The scientists conducted two kinds of experiments in which subjects were asked to remember words presented to them while in the fMRI machine. In the first study, the younger and older adults were simply shown words and asked to intentionally try to remember them later.
"As previous studies had shown, we confirmed that the older adults did not recruit the critical frontal regions as much as the younger adults," said Buckner. The older adults also showed non-selective recruitment of cortical regions that would not aid memory processing, he said.
Next, Buckner and his colleagues sought to determine whether this deficit could be remedied by giving the subjects a strategy to aid memory processing. "Just asking subjects to memorize words requires an individual to come up with his or her own strategy, which is a difficult thing," said Buckner. "So, in the second experiment we presented words one at a time and asked the subjects to make a decision about what category the word fell in -- for example, whether it was abstract or concrete. And when we did that, the older adults showed increased activity in these frontal regions, and their memory performance improved."
The researchers found that memory support strategies had no effect on non-selective recruitment in the older subjects. Younger adults selectively activated the left-hemisphere frontal regions area when they memorized words.
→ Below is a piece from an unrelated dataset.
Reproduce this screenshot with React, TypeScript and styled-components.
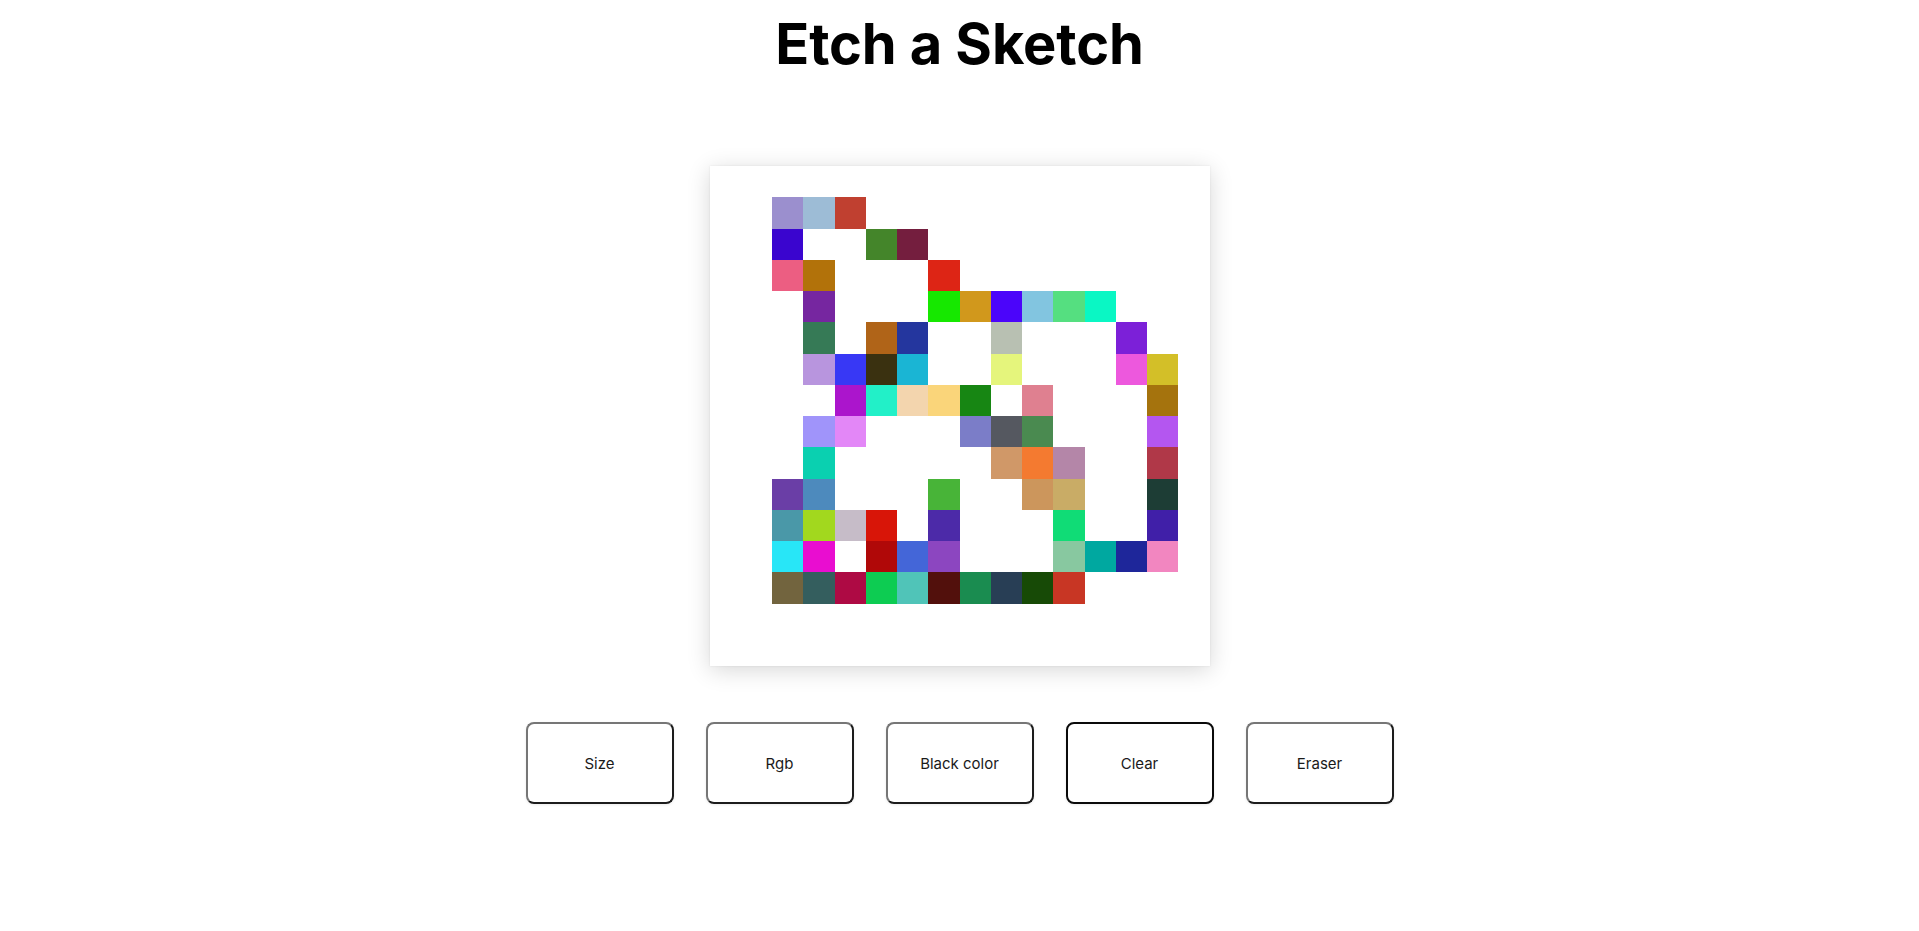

This selectivity streamlines information processing and makes it more effective, Buckner said. The fMRI data showed that older adults recruited both left- and right-hemisphere frontal regions, even with support in encoding their memories.
"So, the findings of these studies reflect a situation where the cup is half full or half empty, depending on how you look at it," said Buckner. "The situation with regard to overcoming memory deficits in aging is much more promising than we thought. It could have been the case that the frontal regions in the older adults had atrophied or undergone cellular deterioration to the extent that they were inaccessible to these individuals. But that was not the case. These regions were potentially available to participate in solving these tasks, but the older adults were under-recruiting them."
The findings suggest that cognitive training that encourages older adults to use available frontal cortex areas could improve memory, said Buckner. Research has not yet shown exactly what kind of training would be most effective, he said, although he and his colleagues are now beginning to study that question.
Washington University neurologist John Morris, a senior author of the Neuron study, said "these results show that the reduction in processing capacity of the brain with aging is not completely an irreversible process. They give us a basis for believing that cognitive rehabilitation therapies might be helpful in aging-related cognitive illnesses. And, the findings emphasize that the aging brain still can function at a very high level and keep healthy older people living active, independent lives."
According to Morris, an important question to address in future studies is the relation between the cognitive deficits found in healthy elderly people and in those with Alzheimer's disease. "Are the kinds of deficits reported in these studies truly age-related and separate from Alzheimer's disease, or is one just an elaboration of the other? We really don't know the answer," he said.